Word for word, copy all the data and drop the pictures.

## begin

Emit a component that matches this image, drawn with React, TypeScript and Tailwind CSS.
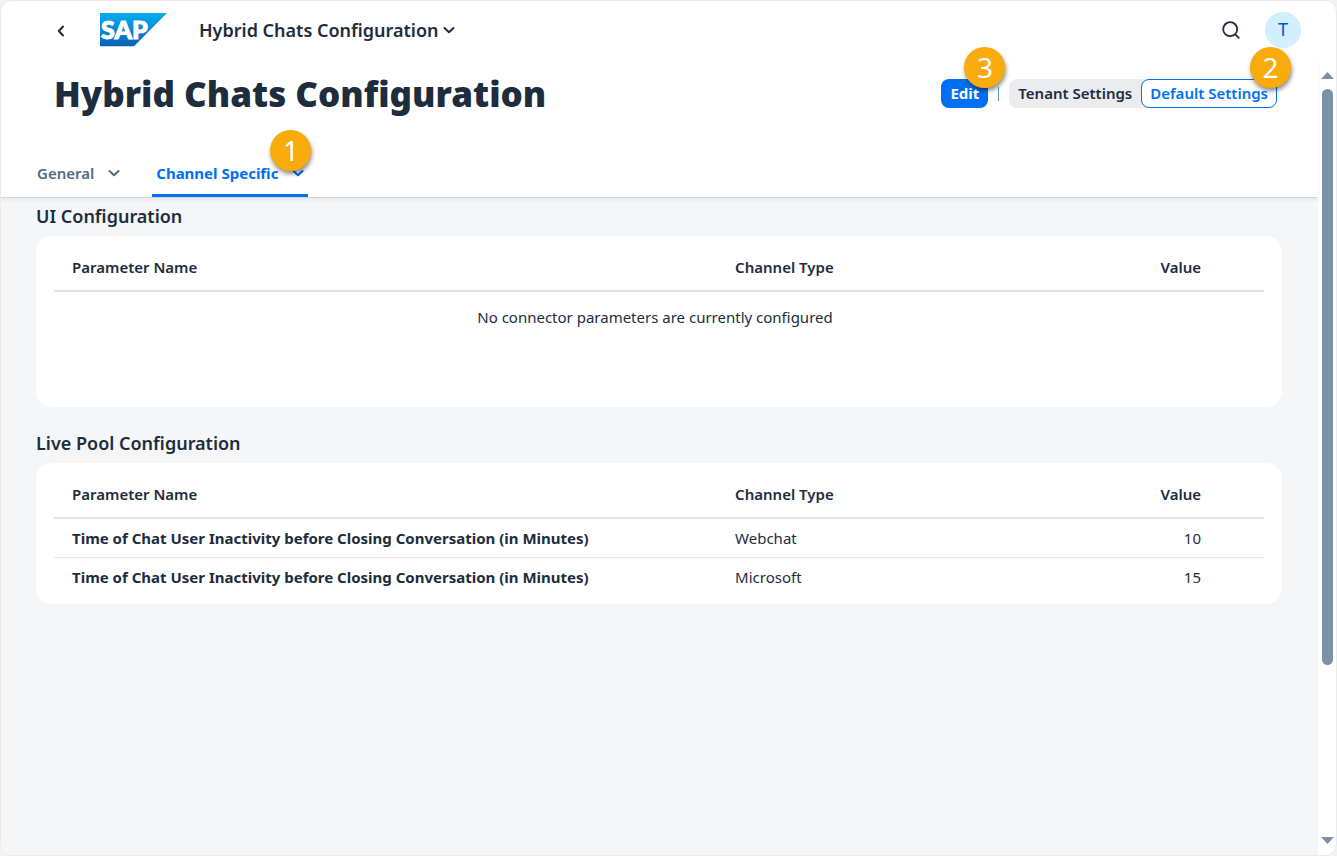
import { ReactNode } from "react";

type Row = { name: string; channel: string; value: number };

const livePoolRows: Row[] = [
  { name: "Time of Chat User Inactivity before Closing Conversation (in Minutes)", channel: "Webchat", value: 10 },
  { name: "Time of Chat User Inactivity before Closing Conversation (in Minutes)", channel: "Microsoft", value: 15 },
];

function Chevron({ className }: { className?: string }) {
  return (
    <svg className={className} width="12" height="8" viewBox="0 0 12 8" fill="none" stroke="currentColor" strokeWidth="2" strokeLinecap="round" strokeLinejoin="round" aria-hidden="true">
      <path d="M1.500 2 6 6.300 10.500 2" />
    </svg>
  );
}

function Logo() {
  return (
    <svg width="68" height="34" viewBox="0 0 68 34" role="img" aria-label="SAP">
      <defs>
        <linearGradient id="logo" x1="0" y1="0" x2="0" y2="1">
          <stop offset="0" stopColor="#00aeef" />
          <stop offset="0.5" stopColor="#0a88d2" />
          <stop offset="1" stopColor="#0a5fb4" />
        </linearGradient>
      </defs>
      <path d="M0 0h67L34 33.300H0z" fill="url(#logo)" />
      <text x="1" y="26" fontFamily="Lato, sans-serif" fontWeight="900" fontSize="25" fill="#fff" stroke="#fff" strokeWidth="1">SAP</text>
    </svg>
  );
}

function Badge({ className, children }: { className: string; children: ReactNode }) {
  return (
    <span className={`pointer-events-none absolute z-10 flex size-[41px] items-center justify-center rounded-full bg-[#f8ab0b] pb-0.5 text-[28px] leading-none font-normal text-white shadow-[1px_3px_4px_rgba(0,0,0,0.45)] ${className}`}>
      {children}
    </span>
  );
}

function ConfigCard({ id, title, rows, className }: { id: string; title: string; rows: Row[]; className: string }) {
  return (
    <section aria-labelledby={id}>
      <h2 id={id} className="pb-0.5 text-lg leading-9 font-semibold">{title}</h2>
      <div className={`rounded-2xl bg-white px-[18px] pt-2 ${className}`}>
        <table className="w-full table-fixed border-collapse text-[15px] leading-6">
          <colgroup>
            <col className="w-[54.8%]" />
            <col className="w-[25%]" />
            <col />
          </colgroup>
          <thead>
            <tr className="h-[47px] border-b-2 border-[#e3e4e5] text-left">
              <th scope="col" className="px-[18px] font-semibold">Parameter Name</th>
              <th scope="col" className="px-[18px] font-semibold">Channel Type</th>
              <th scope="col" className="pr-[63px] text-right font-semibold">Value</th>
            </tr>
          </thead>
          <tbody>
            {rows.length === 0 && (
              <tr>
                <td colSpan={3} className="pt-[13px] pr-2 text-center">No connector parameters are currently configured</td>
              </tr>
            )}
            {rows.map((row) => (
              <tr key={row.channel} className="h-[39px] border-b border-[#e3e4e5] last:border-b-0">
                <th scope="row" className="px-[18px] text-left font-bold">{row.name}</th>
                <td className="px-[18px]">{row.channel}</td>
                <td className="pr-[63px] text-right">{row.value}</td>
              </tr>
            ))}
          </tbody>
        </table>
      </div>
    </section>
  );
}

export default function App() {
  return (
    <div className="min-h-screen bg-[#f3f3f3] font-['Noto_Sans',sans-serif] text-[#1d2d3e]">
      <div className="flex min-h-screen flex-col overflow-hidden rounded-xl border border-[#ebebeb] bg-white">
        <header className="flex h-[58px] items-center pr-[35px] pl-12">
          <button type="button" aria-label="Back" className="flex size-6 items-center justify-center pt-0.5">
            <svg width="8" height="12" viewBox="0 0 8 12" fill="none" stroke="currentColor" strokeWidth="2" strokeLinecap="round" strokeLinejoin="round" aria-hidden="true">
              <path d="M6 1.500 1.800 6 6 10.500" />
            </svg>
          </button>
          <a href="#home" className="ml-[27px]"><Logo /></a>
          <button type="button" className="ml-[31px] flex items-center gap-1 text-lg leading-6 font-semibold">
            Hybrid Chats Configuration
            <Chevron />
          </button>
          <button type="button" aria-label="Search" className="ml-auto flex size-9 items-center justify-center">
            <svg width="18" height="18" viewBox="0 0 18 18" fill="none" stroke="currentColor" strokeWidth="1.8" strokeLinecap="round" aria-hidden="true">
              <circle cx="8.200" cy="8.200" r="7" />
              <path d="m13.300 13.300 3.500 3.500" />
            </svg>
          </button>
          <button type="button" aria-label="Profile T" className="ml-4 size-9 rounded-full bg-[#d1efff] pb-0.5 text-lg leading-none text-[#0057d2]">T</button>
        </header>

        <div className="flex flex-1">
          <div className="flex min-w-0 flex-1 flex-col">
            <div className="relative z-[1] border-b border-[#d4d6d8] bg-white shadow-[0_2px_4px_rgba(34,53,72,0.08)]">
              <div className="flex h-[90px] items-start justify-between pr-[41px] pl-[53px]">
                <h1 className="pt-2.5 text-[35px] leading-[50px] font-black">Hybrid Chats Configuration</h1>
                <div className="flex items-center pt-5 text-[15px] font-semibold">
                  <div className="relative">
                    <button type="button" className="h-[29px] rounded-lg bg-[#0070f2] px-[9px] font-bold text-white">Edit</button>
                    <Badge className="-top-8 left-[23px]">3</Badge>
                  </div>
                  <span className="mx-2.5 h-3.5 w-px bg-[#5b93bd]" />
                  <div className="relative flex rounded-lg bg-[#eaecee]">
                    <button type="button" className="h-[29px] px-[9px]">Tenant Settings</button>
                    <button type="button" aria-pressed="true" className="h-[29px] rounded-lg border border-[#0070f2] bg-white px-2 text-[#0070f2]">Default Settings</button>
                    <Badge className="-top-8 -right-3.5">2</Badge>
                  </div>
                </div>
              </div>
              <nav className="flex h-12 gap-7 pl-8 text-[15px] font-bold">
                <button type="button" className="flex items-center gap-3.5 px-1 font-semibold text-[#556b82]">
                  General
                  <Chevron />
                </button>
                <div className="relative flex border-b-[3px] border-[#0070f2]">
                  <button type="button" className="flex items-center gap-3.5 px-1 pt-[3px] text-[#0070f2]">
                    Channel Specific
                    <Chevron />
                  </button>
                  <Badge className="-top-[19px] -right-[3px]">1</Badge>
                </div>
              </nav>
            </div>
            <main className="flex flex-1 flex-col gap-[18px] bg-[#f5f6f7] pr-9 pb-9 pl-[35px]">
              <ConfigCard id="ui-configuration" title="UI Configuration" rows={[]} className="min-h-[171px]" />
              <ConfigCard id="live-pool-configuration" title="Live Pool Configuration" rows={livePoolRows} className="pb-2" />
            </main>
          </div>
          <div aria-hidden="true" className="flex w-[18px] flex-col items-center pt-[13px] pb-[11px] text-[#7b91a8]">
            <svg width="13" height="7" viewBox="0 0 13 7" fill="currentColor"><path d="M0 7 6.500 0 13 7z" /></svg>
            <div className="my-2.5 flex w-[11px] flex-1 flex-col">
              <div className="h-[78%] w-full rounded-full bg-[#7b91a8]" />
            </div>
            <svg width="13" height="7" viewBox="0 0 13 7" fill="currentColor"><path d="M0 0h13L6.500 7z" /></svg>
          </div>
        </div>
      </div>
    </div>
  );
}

## end

● SOLUTION:
Emit a component that matches this image, drawn with React, TypeScript and Tailwind CSS.
import { ReactNode } from "react";

type Row = { name: string; channel: string; value: number };

const livePoolRows: Row[] = [
  { name: "Time of Chat User Inactivity before Closing Conversation (in Minutes)", channel: "Webchat", value: 10 },
  { name: "Time of Chat User Inactivity before Closing Conversation (in Minutes)", channel: "Microsoft", value: 15 },
];

function Chevron({ className }: { className?: string }) {
  return (
    <svg className={className} width="12" height="8" viewBox="0 0 12 8" fill="none" stroke="currentColor" strokeWidth="2" strokeLinecap="round" strokeLinejoin="round" aria-hidden="true">
      <path d="M1.500 2 6 6.300 10.500 2" />
    </svg>
  );
}

function Logo() {
  return (
    <svg width="68" height="34" viewBox="0 0 68 34" role="img" aria-label="SAP">
      <defs>
        <linearGradient id="logo" x1="0" y1="0" x2="0" y2="1">
          <stop offset="0" stopColor="#00aeef" />
          <stop offset="0.5" stopColor="#0a88d2" />
          <stop offset="1" stopColor="#0a5fb4" />
        </linearGradient>
      </defs>
      <path d="M0 0h67L34 33.300H0z" fill="url(#logo)" />
      <text x="1" y="26" fontFamily="Lato, sans-serif" fontWeight="900" fontSize="25" fill="#fff" stroke="#fff" strokeWidth="1">SAP</text>
    </svg>
  );
}

function Badge({ className, children }: { className: string; children: ReactNode }) {
  return (
    <span className={`pointer-events-none absolute z-10 flex size-[41px] items-center justify-center rounded-full bg-[#f8ab0b] pb-0.5 text-[28px] leading-none font-normal text-white shadow-[1px_3px_4px_rgba(0,0,0,0.45)] ${className}`}>
      {children}
    </span>
  );
}

function ConfigCard({ id, title, rows, className }: { id: string; title: string; rows: Row[]; className: string }) {
  return (
    <section aria-labelledby={id}>
      <h2 id={id} className="pb-0.5 text-lg leading-9 font-semibold">{title}</h2>
      <div className={`rounded-2xl bg-white px-[18px] pt-2 ${className}`}>
        <table className="w-full table-fixed border-collapse text-[15px] leading-6">
          <colgroup>
            <col className="w-[54.8%]" />
            <col className="w-[25%]" />
            <col />
          </colgroup>
          <thead>
            <tr className="h-[47px] border-b-2 border-[#e3e4e5] text-left">
              <th scope="col" className="px-[18px] font-semibold">Parameter Name</th>
              <th scope="col" className="px-[18px] font-semibold">Channel Type</th>
              <th scope="col" className="pr-[63px] text-right font-semibold">Value</th>
            </tr>
          </thead>
          <tbody>
            {rows.length === 0 && (
              <tr>
                <td colSpan={3} className="pt-[13px] pr-2 text-center">No connector parameters are currently configured</td>
              </tr>
            )}
            {rows.map((row) => (
              <tr key={row.channel} className="h-[39px] border-b border-[#e3e4e5] last:border-b-0">
                <th scope="row" className="px-[18px] text-left font-bold">{row.name}</th>
                <td className="px-[18px]">{row.channel}</td>
                <td className="pr-[63px] text-right">{row.value}</td>
              </tr>
            ))}
          </tbody>
        </table>
      </div>
    </section>
  );
}

export default function App() {
  return (
    <div className="min-h-screen bg-[#f3f3f3] font-['Noto_Sans',sans-serif] text-[#1d2d3e]">
      <div className="flex min-h-screen flex-col overflow-hidden rounded-xl border border-[#ebebeb] bg-white">
        <header className="flex h-[58px] items-center pr-[35px] pl-12">
          <button type="button" aria-label="Back" className="flex size-6 items-center justify-center pt-0.5">
            <svg width="8" height="12" viewBox="0 0 8 12" fill="none" stroke="currentColor" strokeWidth="2" strokeLinecap="round" strokeLinejoin="round" aria-hidden="true">
              <path d="M6 1.500 1.800 6 6 10.500" />
            </svg>
          </button>
          <a href="#home" className="ml-[27px]"><Logo /></a>
          <button type="button" className="ml-[31px] flex items-center gap-1 text-lg leading-6 font-semibold">
            Hybrid Chats Configuration
            <Chevron />
          </button>
          <button type="button" aria-label="Search" className="ml-auto flex size-9 items-center justify-center">
            <svg width="18" height="18" viewBox="0 0 18 18" fill="none" stroke="currentColor" strokeWidth="1.8" strokeLinecap="round" aria-hidden="true">
              <circle cx="8.200" cy="8.200" r="7" />
              <path d="m13.300 13.300 3.500 3.500" />
            </svg>
          </button>
          <button type="button" aria-label="Profile T" className="ml-4 size-9 rounded-full bg-[#d1efff] pb-0.5 text-lg leading-none text-[#0057d2]">T</button>
        </header>

        <div className="flex flex-1">
          <div className="flex min-w-0 flex-1 flex-col">
            <div className="relative z-[1] border-b border-[#d4d6d8] bg-white shadow-[0_2px_4px_rgba(34,53,72,0.08)]">
              <div className="flex h-[90px] items-start justify-between pr-[41px] pl-[53px]">
                <h1 className="pt-2.5 text-[35px] leading-[50px] font-black">Hybrid Chats Configuration</h1>
                <div className="flex items-center pt-5 text-[15px] font-semibold">
                  <div className="relative">
                    <button type="button" className="h-[29px] rounded-lg bg-[#0070f2] px-[9px] font-bold text-white">Edit</button>
                    <Badge className="-top-8 left-[23px]">3</Badge>
                  </div>
                  <span className="mx-2.5 h-3.5 w-px bg-[#5b93bd]" />
                  <div className="relative flex rounded-lg bg-[#eaecee]">
                    <button type="button" className="h-[29px] px-[9px]">Tenant Settings</button>
                    <button type="button" aria-pressed="true" className="h-[29px] rounded-lg border border-[#0070f2] bg-white px-2 text-[#0070f2]">Default Settings</button>
                    <Badge className="-top-8 -right-3.5">2</Badge>
                  </div>
                </div>
              </div>
              <nav className="flex h-12 gap-7 pl-8 text-[15px] font-bold">
                <button type="button" className="flex items-center gap-3.5 px-1 font-semibold text-[#556b82]">
                  General
                  <Chevron />
                </button>
                <div className="relative flex border-b-[3px] border-[#0070f2]">
                  <button type="button" className="flex items-center gap-3.5 px-1 pt-[3px] text-[#0070f2]">
                    Channel Specific
                    <Chevron />
                  </button>
                  <Badge className="-top-[19px] -right-[3px]">1</Badge>
                </div>
              </nav>
            </div>
            <main className="flex flex-1 flex-col gap-[18px] bg-[#f5f6f7] pr-9 pb-9 pl-[35px]">
              <ConfigCard id="ui-configuration" title="UI Configuration" rows={[]} className="min-h-[171px]" />
              <ConfigCard id="live-pool-configuration" title="Live Pool Configuration" rows={livePoolRows} className="pb-2" />
            </main>
          </div>
          <div aria-hidden="true" className="flex w-[18px] flex-col items-center pt-[13px] pb-[11px] text-[#7b91a8]">
            <svg width="13" height="7" viewBox="0 0 13 7" fill="currentColor"><path d="M0 7 6.500 0 13 7z" /></svg>
            <div className="my-2.5 flex w-[11px] flex-1 flex-col">
              <div className="h-[78%] w-full rounded-full bg-[#7b91a8]" />
            </div>
            <svg width="13" height="7" viewBox="0 0 13 7" fill="currentColor"><path d="M0 0h13L6.500 7z" /></svg>
          </div>
        </div>
      </div>
    </div>
  );
}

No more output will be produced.